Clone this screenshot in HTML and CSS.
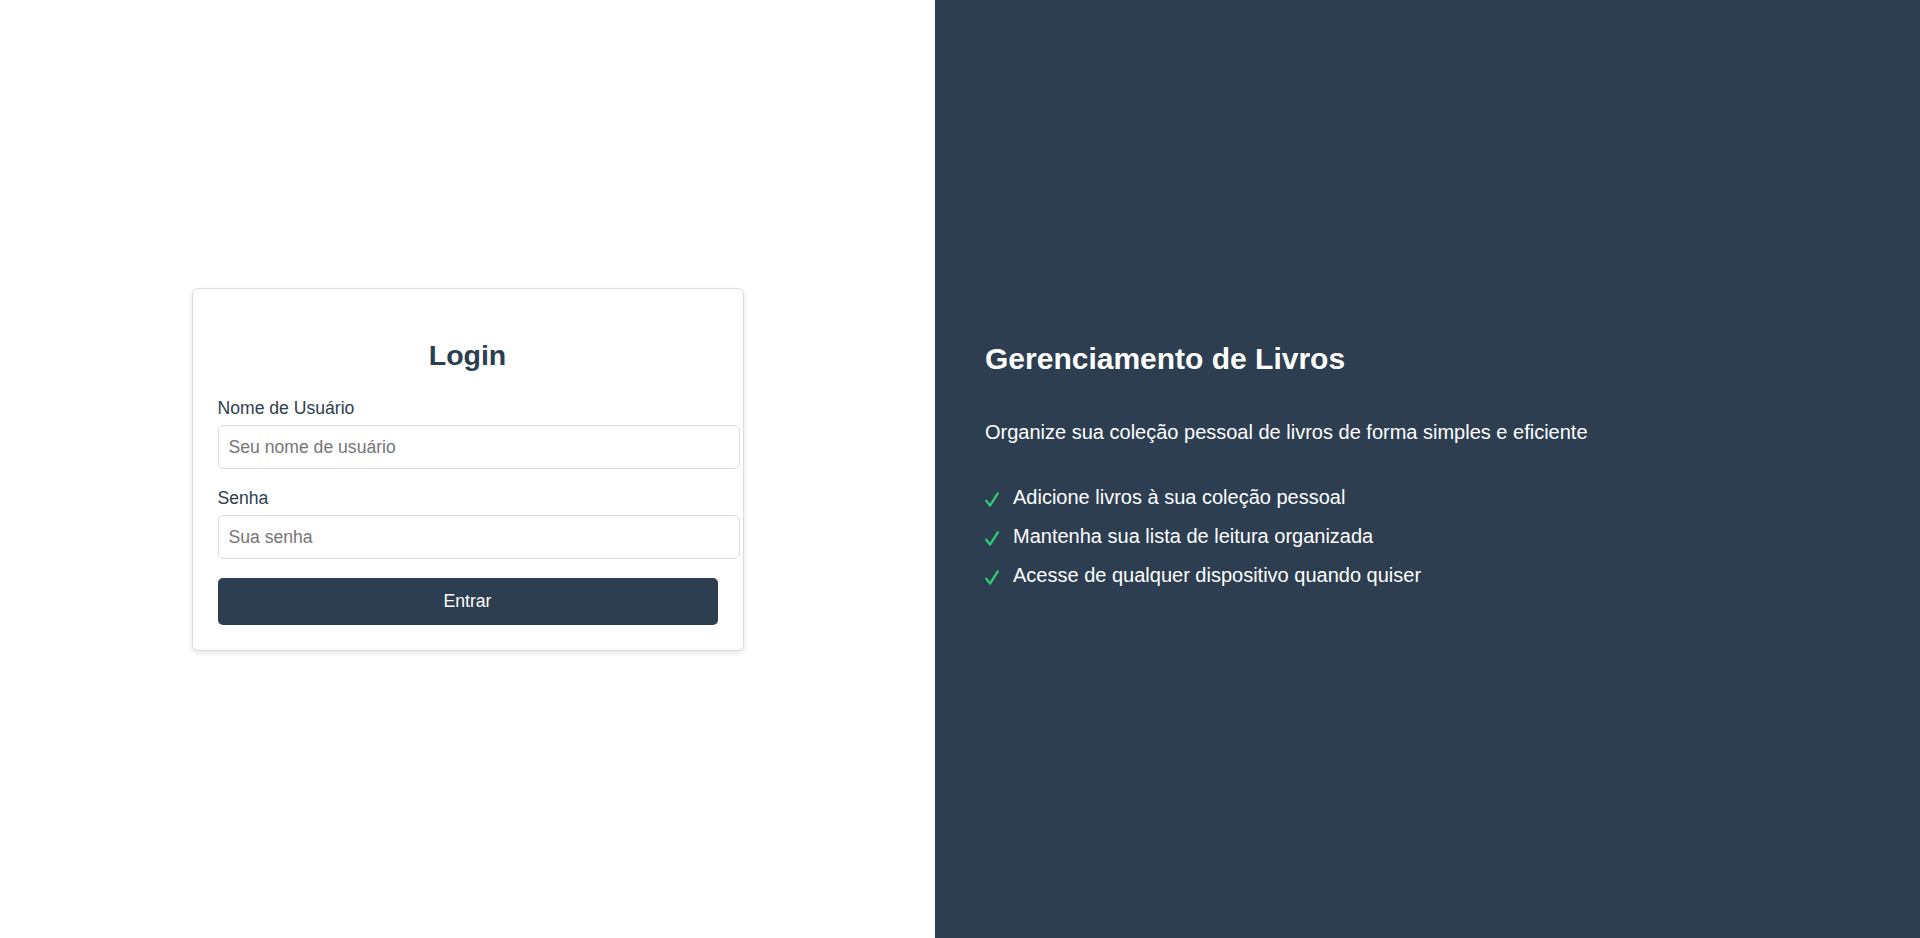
FILE: index.html
```html
<!DOCTYPE html>
<html lang="pt-BR">
<head>
<meta charset="utf-8">
<title>Login - Gerenciamento de Livros</title>
<link rel="stylesheet" href="styles.css">
</head>
<body>
<div class="page">
  <div class="left">
    <div class="card">
      <h2 class="card-title">Login</h2>
      <form class="form">
        <div class="group">
          <label class="label" for="u">Nome de Usuário</label>
          <input class="input" id="u" type="text" placeholder="Seu nome de usuário">
        </div>
        <div class="group">
          <label class="label" for="p">Senha</label>
          <input class="input" id="p" type="password" placeholder="Sua senha">
        </div>
        <button class="btn" type="button">Entrar</button>
      </form>
    </div>
  </div>
  <div class="right">
    <div class="info">
      <h1 class="info-title">Gerenciamento de Livros</h1>
      <p class="info-sub">Organize sua coleção pessoal de livros de forma simples e eficiente</p>
      <ul class="features">
        <li class="feature"><svg class="check" viewBox="0 0 14 15" width="14" height="15"><path d="M1.2 8.6 L5 13.6 L12.8 1.4" fill="none" stroke="#2ecc71" stroke-width="2.3" stroke-linecap="round" stroke-linejoin="round"/></svg><span>Adicione livros à sua coleção pessoal</span></li>
        <li class="feature"><svg class="check" viewBox="0 0 14 15" width="14" height="15"><path d="M1.2 8.6 L5 13.6 L12.8 1.4" fill="none" stroke="#2ecc71" stroke-width="2.3" stroke-linecap="round" stroke-linejoin="round"/></svg><span>Mantenha sua lista de leitura organizada</span></li>
        <li class="feature"><svg class="check" viewBox="0 0 14 15" width="14" height="15"><path d="M1.2 8.6 L5 13.6 L12.8 1.4" fill="none" stroke="#2ecc71" stroke-width="2.3" stroke-linecap="round" stroke-linejoin="round"/></svg><span>Acesse de qualquer dispositivo quando quiser</span></li>
      </ul>
    </div>
  </div>
</div>
</body>
</html>
```

FILE: styles.css
```css
* { box-sizing: content-box; }
html, body {
  margin: 0;
  padding: 0;
  height: 100%;
}
body {
  font-family: "Liberation Sans", Arial, sans-serif;
  color: #2c3e50;
  background: #ffffff;
}
.page {
  display: flex;
  height: 938px;
}
.left {
  width: 935px;
  flex: none;
  display: flex;
  align-items: center;
  justify-content: center;
  background: #ffffff;
}
.card {
  width: 500px;
  padding: 25px;
  border: 1px solid #dcdcdc;
  border-radius: 6px;
  background: #fff;
  box-shadow: 0 2px 5px rgba(0, 0, 0, 0.1);
}
.card-title {
  margin: 25px 0 26px;
  text-align: center;
  font-size: 28.5px;
  font-weight: bold;
  line-height: 33px;
  color: #2c3e50;
}
.form { margin: 0; }
.group { margin-bottom: 19px; }
.label {
  display: block;
  margin-bottom: 7px;
  font-size: 17.6px;
  line-height: 20px;
  color: #2c3e50;
}
.input {
  display: block;
  width: 100%;
  height: 20px;
  padding: 11px 10px;
  margin: 0;
  border: 1px solid #dcdcdc;
  border-radius: 5px;
  font-family: "Liberation Sans", Arial, sans-serif;
  font-size: 17.6px;
  line-height: 20px;
  color: #2c3e50;
  background: #fff;
  outline: none;
}
.input::placeholder { color: #767676; }
.btn {
  display: block;
  box-sizing: border-box;
  width: 100%;
  height: 47px;
  padding: 0;
  margin: 0;
  border: none;
  border-radius: 5px;
  background: #2c3e50;
  color: #fff;
  font-family: "Liberation Sans", Arial, sans-serif;
  font-size: 17.6px;
  cursor: pointer;
}
.right {
  flex: 1;
  background: #2c3e50;
  color: #fff;
  display: flex;
  flex-direction: column;
  justify-content: center;
  padding-left: 50px;
}
.info-title {
  margin: 0 0 44.5px;
  font-size: 30px;
  font-weight: bold;
  line-height: normal;
}
.info-sub {
  margin: 0 0 42px;
  font-size: 20px;
  line-height: normal;
}
.features {
  list-style: none;
  margin: 0 0 9.5px;
  padding: 0;
}
.feature {
  display: flex;
  align-items: baseline;
  font-size: 20px;
  line-height: normal;
}
.feature + .feature { margin-top: 16px; }
.check {
  flex: none;
  margin-right: 14px;
  position: relative;
  top: 3px;
}
```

---+---

Pictures in the data above should not be copied; transcribe everything else exactly.

The completed task:
Clone this screenshot in HTML and CSS.
FILE: index.html
```html
<!DOCTYPE html>
<html lang="pt-BR">
<head>
<meta charset="utf-8">
<title>Login - Gerenciamento de Livros</title>
<link rel="stylesheet" href="styles.css">
</head>
<body>
<div class="page">
  <div class="left">
    <div class="card">
      <h2 class="card-title">Login</h2>
      <form class="form">
        <div class="group">
          <label class="label" for="u">Nome de Usuário</label>
          <input class="input" id="u" type="text" placeholder="Seu nome de usuário">
        </div>
        <div class="group">
          <label class="label" for="p">Senha</label>
          <input class="input" id="p" type="password" placeholder="Sua senha">
        </div>
        <button class="btn" type="button">Entrar</button>
      </form>
    </div>
  </div>
  <div class="right">
    <div class="info">
      <h1 class="info-title">Gerenciamento de Livros</h1>
      <p class="info-sub">Organize sua coleção pessoal de livros de forma simples e eficiente</p>
      <ul class="features">
        <li class="feature"><svg class="check" viewBox="0 0 14 15" width="14" height="15"><path d="M1.2 8.6 L5 13.6 L12.8 1.4" fill="none" stroke="#2ecc71" stroke-width="2.3" stroke-linecap="round" stroke-linejoin="round"/></svg><span>Adicione livros à sua coleção pessoal</span></li>
        <li class="feature"><svg class="check" viewBox="0 0 14 15" width="14" height="15"><path d="M1.2 8.6 L5 13.6 L12.8 1.4" fill="none" stroke="#2ecc71" stroke-width="2.3" stroke-linecap="round" stroke-linejoin="round"/></svg><span>Mantenha sua lista de leitura organizada</span></li>
        <li class="feature"><svg class="check" viewBox="0 0 14 15" width="14" height="15"><path d="M1.2 8.6 L5 13.6 L12.8 1.4" fill="none" stroke="#2ecc71" stroke-width="2.3" stroke-linecap="round" stroke-linejoin="round"/></svg><span>Acesse de qualquer dispositivo quando quiser</span></li>
      </ul>
    </div>
  </div>
</div>
</body>
</html>
```

FILE: styles.css
```css
* { box-sizing: content-box; }
html, body {
  margin: 0;
  padding: 0;
  height: 100%;
}
body {
  font-family: "Liberation Sans", Arial, sans-serif;
  color: #2c3e50;
  background: #ffffff;
}
.page {
  display: flex;
  height: 938px;
}
.left {
  width: 935px;
  flex: none;
  display: flex;
  align-items: center;
  justify-content: center;
  background: #ffffff;
}
.card {
  width: 500px;
  padding: 25px;
  border: 1px solid #dcdcdc;
  border-radius: 6px;
  background: #fff;
  box-shadow: 0 2px 5px rgba(0, 0, 0, 0.1);
}
.card-title {
  margin: 25px 0 26px;
  text-align: center;
  font-size: 28.5px;
  font-weight: bold;
  line-height: 33px;
  color: #2c3e50;
}
.form { margin: 0; }
.group { margin-bottom: 19px; }
.label {
  display: block;
  margin-bottom: 7px;
  font-size: 17.6px;
  line-height: 20px;
  color: #2c3e50;
}
.input {
  display: block;
  width: 100%;
  height: 20px;
  padding: 11px 10px;
  margin: 0;
  border: 1px solid #dcdcdc;
  border-radius: 5px;
  font-family: "Liberation Sans", Arial, sans-serif;
  font-size: 17.6px;
  line-height: 20px;
  color: #2c3e50;
  background: #fff;
  outline: none;
}
.input::placeholder { color: #767676; }
.btn {
  display: block;
  box-sizing: border-box;
  width: 100%;
  height: 47px;
  padding: 0;
  margin: 0;
  border: none;
  border-radius: 5px;
  background: #2c3e50;
  color: #fff;
  font-family: "Liberation Sans", Arial, sans-serif;
  font-size: 17.6px;
  cursor: pointer;
}
.right {
  flex: 1;
  background: #2c3e50;
  color: #fff;
  display: flex;
  flex-direction: column;
  justify-content: center;
  padding-left: 50px;
}
.info-title {
  margin: 0 0 44.5px;
  font-size: 30px;
  font-weight: bold;
  line-height: normal;
}
.info-sub {
  margin: 0 0 42px;
  font-size: 20px;
  line-height: normal;
}
.features {
  list-style: none;
  margin: 0 0 9.5px;
  padding: 0;
}
.feature {
  display: flex;
  align-items: baseline;
  font-size: 20px;
  line-height: normal;
}
.feature + .feature { margin-top: 16px; }
.check {
  flex: none;
  margin-right: 14px;
  position: relative;
  top: 3px;
}
```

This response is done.